(Data lines):
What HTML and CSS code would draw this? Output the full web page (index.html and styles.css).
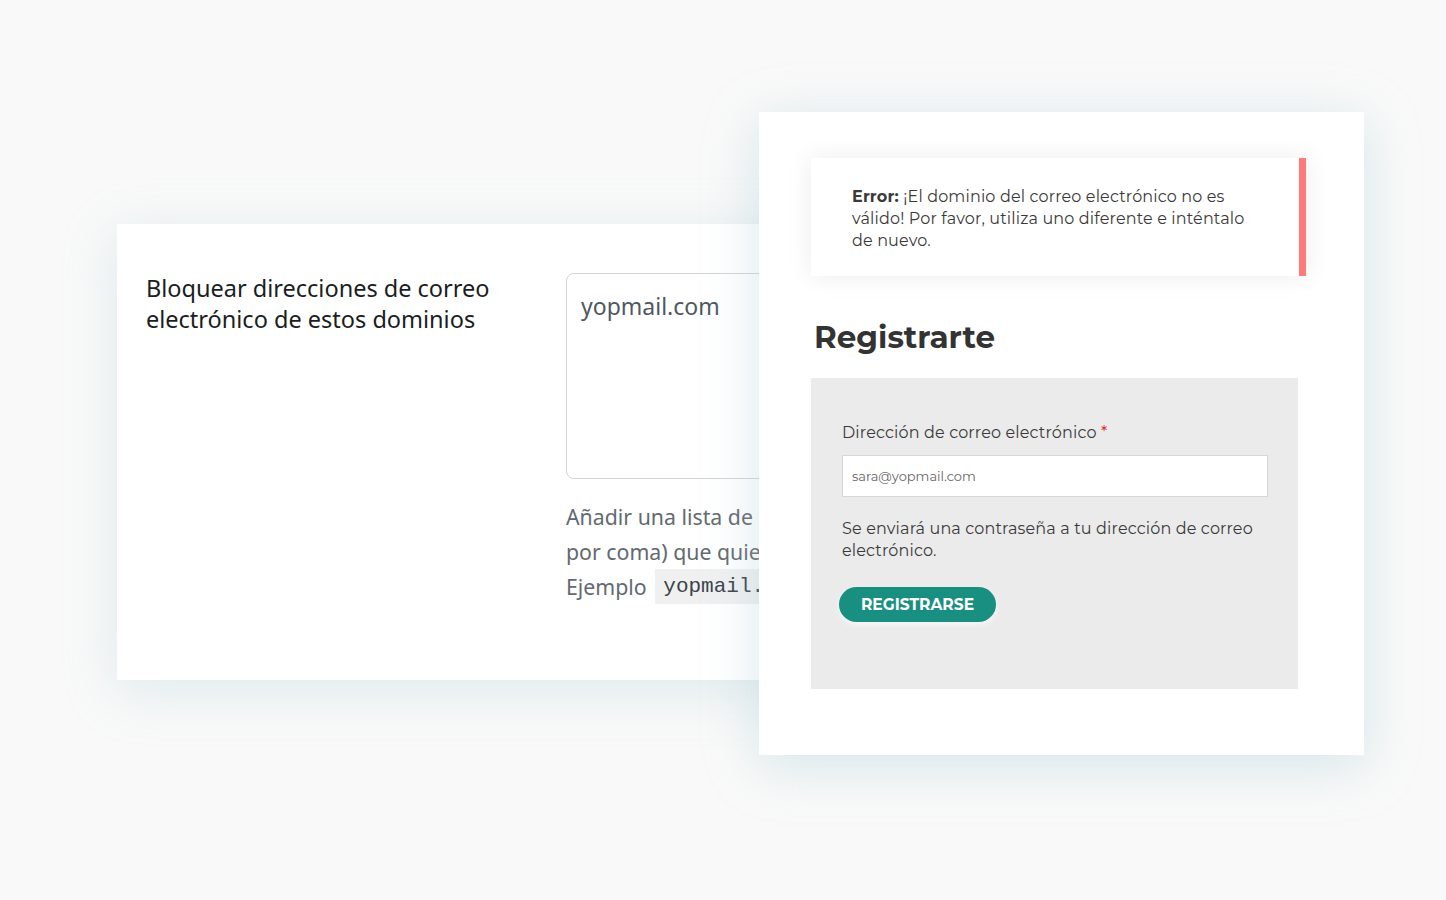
FILE: index.html
```html
<!DOCTYPE html>
<html lang="es">
<head>
  <meta charset="UTF-8" />
  <meta name="viewport" content="width=device-width, initial-scale=1.0"/>
  <title>Bloquear dominios</title>
  <link rel="stylesheet" href="styles.css">
</head>
<body>
  <div class="stage">
    <section class="settings-card">
      <h2 class="settings-title">Bloquear direcciones de correo electrónico de estos dominios</h2>
      <div class="settings-field">
        <textarea class="domain-list">yopmail.com</textarea>
        <p class="field-help">Añadir una lista de dominios (separados<br>por coma) que quieres bloquear.<br>Ejemplo <code>yopmail.com</code></p>
      </div>
    </section>

    <section class="register-card">
      <div class="error-notice">
        <strong>Error:</strong> ¡El dominio del correo electrónico no es válido! Por favor, utiliza uno diferente e inténtalo de nuevo.
      </div>

      <h1 class="register-title">Registrarte</h1>

      <form class="register-form">
        <label for="email">Dirección de correo electrónico <span class="required">*</span></label>
        <input type="email" id="email" placeholder="sara@yopmail.com" />
        <p class="register-note">Se enviará una contraseña a tu dirección de correo electrónico.</p>
        <button type="button" class="register-btn">REGISTRARSE</button>
      </form>
    </section>
  </div>
</body>
</html>
```

FILE: styles.css
```css
body {
  margin: 0;
  background: #f9f9f9;
}
.stage {
  position: relative;
  width: 1446px;
  height: 900px;
  overflow: hidden;
}

/* left: admin setting */
.settings-card {
  position: absolute;
  left: 117px;
  top: 224px;
  width: 720px;
  height: 456px;
  box-sizing: border-box;
  padding: 49px 0 0 29px;
  background: #fff;
  box-shadow: 0 10px 50px rgba(160, 200, 210, 0.3);
  display: grid;
  grid-template-columns: 420px 1fr;
  font-family: "Noto Sans", "Open Sans", sans-serif;
}
.settings-title {
  margin: 0;
  font-size: 23.5px;
  font-weight: 400;
  line-height: 31px;
  color: #1a1e22;
}
.domain-list {
  display: block;
  width: 400px;
  height: 206px;
  box-sizing: border-box;
  padding: 16px 14px;
  border: 1px solid #d4d4d4;
  border-radius: 8px;
  font-family: "Noto Sans", "Open Sans", sans-serif;
  font-size: 23px;
  color: #50575e;
  resize: none;
}
.field-help {
  margin: 20px 0 0;
  font-size: 21.3px;
  line-height: 35px;
  color: #646970;
  white-space: nowrap;
}
.field-help code {
  display: inline-block;
  margin-left: 3px;
  padding: 0 8px;
  background: #f0f0f1;
  font-family: "Liberation Mono", monospace;
  font-size: 21px;
  line-height: 35px;
  color: #3c434a;
  vertical-align: 3px;
}

/* right: register form */
.register-card {
  position: absolute;
  left: 759px;
  top: 112px;
  width: 605px;
  height: 643px;
  box-sizing: border-box;
  padding: 46px 0 0 52px;
  background: #fff;
  box-shadow: 0 10px 50px rgba(160, 200, 210, 0.4);
  font-family: "Montserrat", "Inter", sans-serif;
  color: #3a3a3a;
}
.error-notice {
  width: 495px;
  box-sizing: border-box;
  padding: 28px 37px 24px 41px;
  border-right: 7px solid #ff7b7b;
  background: #fff;
  box-shadow: 0 0 25px rgba(0, 0, 0, 0.08);
  font-size: 16px;
  letter-spacing: 0.15px;
  line-height: 22px;
}
.error-notice strong {
  font-weight: 700;
}
.register-title {
  margin: 41px 0 21px 3px;
  font-size: 31px;
  font-weight: 700;
  line-height: 40px;
  color: #333;
}
.register-form {
  width: 487px;
  height: 311px;
  box-sizing: border-box;
  padding: 44px 30px 0 31px;
  background: #ebebeb;
}
.register-form label {
  display: block;
  font-size: 16px;
  letter-spacing: 0.15px;
  line-height: 22px;
}
.required {
  color: #e2231a;
}
.register-form input {
  display: block;
  width: 426px;
  height: 42px;
  box-sizing: border-box;
  margin-top: 11px;
  padding: 0 9px;
  border: 1px solid #d6d6d6;
  background: #fff;
  font-family: "Montserrat", "Inter", sans-serif;
  font-size: 13px;
}
.register-form input::placeholder {
  color: #666;
}
.register-note {
  margin: 21px 0 0;
  font-size: 16px;
  letter-spacing: 0.15px;
  line-height: 22px;
}
.register-btn {
  display: block;
  margin: 25px 0 0 -3px;
  width: 157px;
  height: 35px;
  border: none;
  border-radius: 18px;
  background: #198f81;
  color: #fff;
  font-family: "Montserrat", "Inter", sans-serif;
  font-size: 15.5px;
  font-weight: 700;
  cursor: pointer;
  box-shadow: 0 3px 6px rgba(255, 255, 255, 0.6);
}
```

(Task):
Repeat the data exactly, without the pictures.

(Exercise result):
What HTML and CSS code would draw this? Output the full web page (index.html and styles.css).
FILE: index.html
```html
<!DOCTYPE html>
<html lang="es">
<head>
  <meta charset="UTF-8" />
  <meta name="viewport" content="width=device-width, initial-scale=1.0"/>
  <title>Bloquear dominios</title>
  <link rel="stylesheet" href="styles.css">
</head>
<body>
  <div class="stage">
    <section class="settings-card">
      <h2 class="settings-title">Bloquear direcciones de correo electrónico de estos dominios</h2>
      <div class="settings-field">
        <textarea class="domain-list">yopmail.com</textarea>
        <p class="field-help">Añadir una lista de dominios (separados<br>por coma) que quieres bloquear.<br>Ejemplo <code>yopmail.com</code></p>
      </div>
    </section>

    <section class="register-card">
      <div class="error-notice">
        <strong>Error:</strong> ¡El dominio del correo electrónico no es válido! Por favor, utiliza uno diferente e inténtalo de nuevo.
      </div>

      <h1 class="register-title">Registrarte</h1>

      <form class="register-form">
        <label for="email">Dirección de correo electrónico <span class="required">*</span></label>
        <input type="email" id="email" placeholder="sara@yopmail.com" />
        <p class="register-note">Se enviará una contraseña a tu dirección de correo electrónico.</p>
        <button type="button" class="register-btn">REGISTRARSE</button>
      </form>
    </section>
  </div>
</body>
</html>
```

FILE: styles.css
```css
body {
  margin: 0;
  background: #f9f9f9;
}
.stage {
  position: relative;
  width: 1446px;
  height: 900px;
  overflow: hidden;
}

/* left: admin setting */
.settings-card {
  position: absolute;
  left: 117px;
  top: 224px;
  width: 720px;
  height: 456px;
  box-sizing: border-box;
  padding: 49px 0 0 29px;
  background: #fff;
  box-shadow: 0 10px 50px rgba(160, 200, 210, 0.3);
  display: grid;
  grid-template-columns: 420px 1fr;
  font-family: "Noto Sans", "Open Sans", sans-serif;
}
.settings-title {
  margin: 0;
  font-size: 23.5px;
  font-weight: 400;
  line-height: 31px;
  color: #1a1e22;
}
.domain-list {
  display: block;
  width: 400px;
  height: 206px;
  box-sizing: border-box;
  padding: 16px 14px;
  border: 1px solid #d4d4d4;
  border-radius: 8px;
  font-family: "Noto Sans", "Open Sans", sans-serif;
  font-size: 23px;
  color: #50575e;
  resize: none;
}
.field-help {
  margin: 20px 0 0;
  font-size: 21.3px;
  line-height: 35px;
  color: #646970;
  white-space: nowrap;
}
.field-help code {
  display: inline-block;
  margin-left: 3px;
  padding: 0 8px;
  background: #f0f0f1;
  font-family: "Liberation Mono", monospace;
  font-size: 21px;
  line-height: 35px;
  color: #3c434a;
  vertical-align: 3px;
}

/* right: register form */
.register-card {
  position: absolute;
  left: 759px;
  top: 112px;
  width: 605px;
  height: 643px;
  box-sizing: border-box;
  padding: 46px 0 0 52px;
  background: #fff;
  box-shadow: 0 10px 50px rgba(160, 200, 210, 0.4);
  font-family: "Montserrat", "Inter", sans-serif;
  color: #3a3a3a;
}
.error-notice {
  width: 495px;
  box-sizing: border-box;
  padding: 28px 37px 24px 41px;
  border-right: 7px solid #ff7b7b;
  background: #fff;
  box-shadow: 0 0 25px rgba(0, 0, 0, 0.08);
  font-size: 16px;
  letter-spacing: 0.15px;
  line-height: 22px;
}
.error-notice strong {
  font-weight: 700;
}
.register-title {
  margin: 41px 0 21px 3px;
  font-size: 31px;
  font-weight: 700;
  line-height: 40px;
  color: #333;
}
.register-form {
  width: 487px;
  height: 311px;
  box-sizing: border-box;
  padding: 44px 30px 0 31px;
  background: #ebebeb;
}
.register-form label {
  display: block;
  font-size: 16px;
  letter-spacing: 0.15px;
  line-height: 22px;
}
.required {
  color: #e2231a;
}
.register-form input {
  display: block;
  width: 426px;
  height: 42px;
  box-sizing: border-box;
  margin-top: 11px;
  padding: 0 9px;
  border: 1px solid #d6d6d6;
  background: #fff;
  font-family: "Montserrat", "Inter", sans-serif;
  font-size: 13px;
}
.register-form input::placeholder {
  color: #666;
}
.register-note {
  margin: 21px 0 0;
  font-size: 16px;
  letter-spacing: 0.15px;
  line-height: 22px;
}
.register-btn {
  display: block;
  margin: 25px 0 0 -3px;
  width: 157px;
  height: 35px;
  border: none;
  border-radius: 18px;
  background: #198f81;
  color: #fff;
  font-family: "Montserrat", "Inter", sans-serif;
  font-size: 15.5px;
  font-weight: 700;
  cursor: pointer;
  box-shadow: 0 3px 6px rgba(255, 255, 255, 0.6);
}
```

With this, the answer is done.